This blog has on a few occasions pricked the balloon of
those who believed another type of approach by capitalism can solve poverty and
deprivation. Much has been claimed about micro-credit and the efforts of such
people as Yunus and the Grameen bank and the scores of emulators that followed
and this blog has deflated much of their claims.
Yet again another report has emerged casting doubts on the
micro-banking panacea for poverty. Six studies from different parts of the
world, published in the American Economic Journal: Applied Economics, all find
that microcredit is not an effective tool at helping people escape poverty. The
findings corroborate calls that microfinance advocates have oversold the
benefits of providing loans to the world’s poor, especially women. Randomized
control trials were used to determine what happened when people in Bosnia and
Herzegovina, Ethiopia, India, Mexico, Mongolia, and Morocco took out
microloans. They were conducted independently of one another and covered a
total of 37,000 people. All six showed that loan recipients experienced
“modest, but not transformative, improvement” in their lives.
“One of the things
that is interesting is how consistent the findings are, based on very different
contexts and even quite different products,” said said Timothy Ogden, managing
director of the Financial Access Initiative at NYU.
“These loans do help, but the changes are not
transformative, certainly not transformative enough to justify charitable
donations to the standard microcredit model. We have seen, though, that these
are viable profit-making products, and so investors interested in a
double-bottom line should take note,” said MIT economist Esther Duflo,
co-author of two of the studies, in a news release.

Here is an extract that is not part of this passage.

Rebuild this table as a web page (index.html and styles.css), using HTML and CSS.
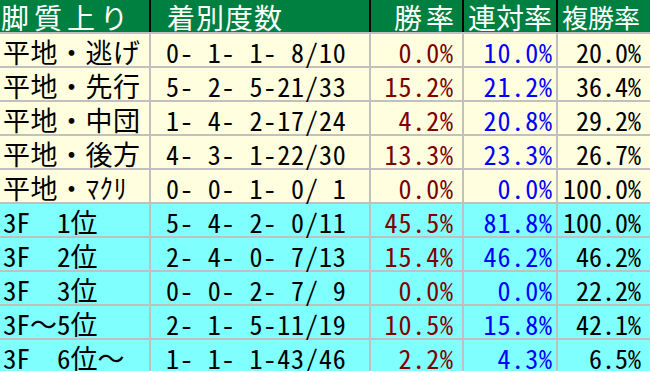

The studies, conducted by researchers affiliated with
Innovations for Poverty Action (IPA) and The Abdul Latif Jameel Poverty Action
Lab (J-PAL), conclude that while microloans can increase small business
ownership and investment, the small, short-term loans generally do not lead to
increased income, investments in children's schooling, or substantial gains in
women's empowerment for poor borrowers.
"The studies do not find clear evidence, or even much
in the way of suggestive evidence, of reductions in poverty or substantial
improvements in living standards. Nor is there robust evidence of improvements
in social indicators," the introductory paper to the studies reads.
The micro-credit model will still continue despite the
disappointing outcomes nevertheless. Lending of this type will still appeal to
investors, Ogden said. While cash transfers have emerged as an alternative with
significant impact, there are people and organizations looking to make a
financial return on investment. That is something loans can provide as opposed
to just giving people money. They may well tweak the process by allowing breaks
for repayments, shorter loans, changing when loan cycles begin. No doubt
charities and various NGOs will still promote such financial service practices
as micro-credit, after all, they have to stay in existence themselves.